When one begins to contemplate the options available, it is possible to see other benefits too. Plenty of commercial designs for ocean-going patrol vessels, corvettes and light frigates exist that could be bought off the shelf cheaply and quickly. They could even be based abroard where they are needed for extended periods of time, something that has worked very successfully with the Falkland Islands patrol vessel and with minesweepers based in the Gulf.
There is some evidence that thinking within the Ministry of Defence is moving this way. An early study for the Future Surface Combatant programme, which will replace the current frigate fleet, examined the possibility of three distinct grades of ship: one to fulfil the anti-submarine role, a second to undertake more general naval duties and a third that would essentially be an enlarged patrol vessel capable of undertaking low level duties.
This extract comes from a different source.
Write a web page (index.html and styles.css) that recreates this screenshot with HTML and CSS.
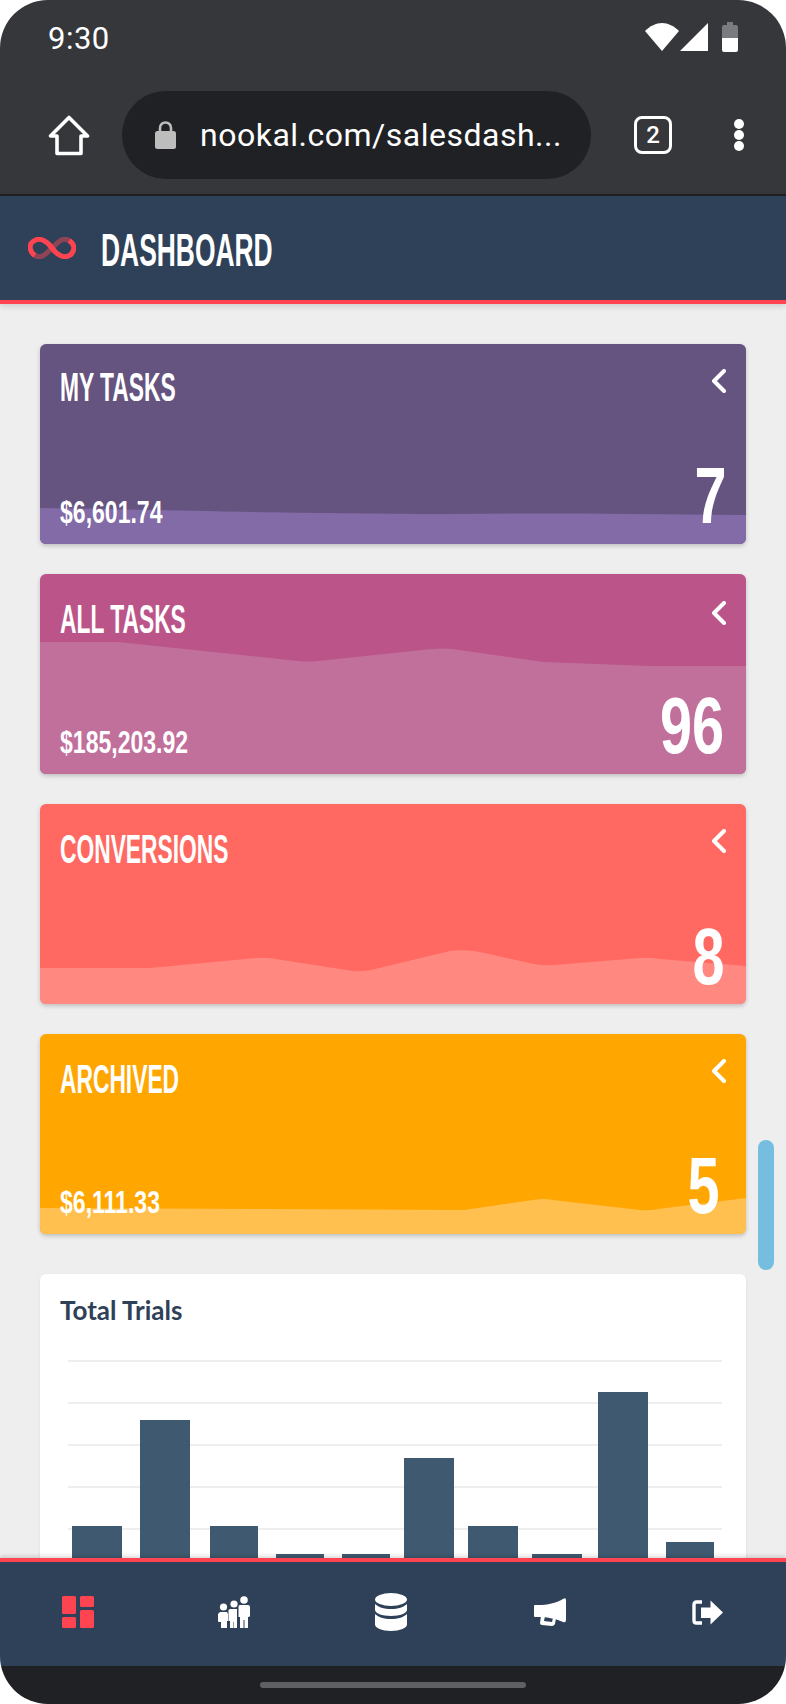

Although this is promising, recent naval planning is littered with designs that began life on the drawing board as a cheap and cheerful warship but left the slipway as a monstrously expensive behemoth.
The Government has reasoned that the cuts that have occurred over the past ten years are part of the rebalancing of the fleet from a Cold War force to one suited to asymmetric warfare in the post-9/11 environment. Certainly the large scale submarine threat has all but disappeared since the collapse of the Soviet Union. However, transforming the Navy is a two stage process. Letting go of those vessels that are no longer relevant is the first part, but if true rebalancing is to occur then this must be followed by the introduction of alternative vessels that are suited to the current and future strategic environment.
In other words, the Government has done the easy part, which just so happens to be financially rewarding. But if it is genuine it its claims that these decisions are policy driven, then it must see them through. The Future Surface Combatant provides the opportunity. Consequently, it is in the interests of both the Royal Navy and the Government – and not to mention the defence of the realm – to get this project right.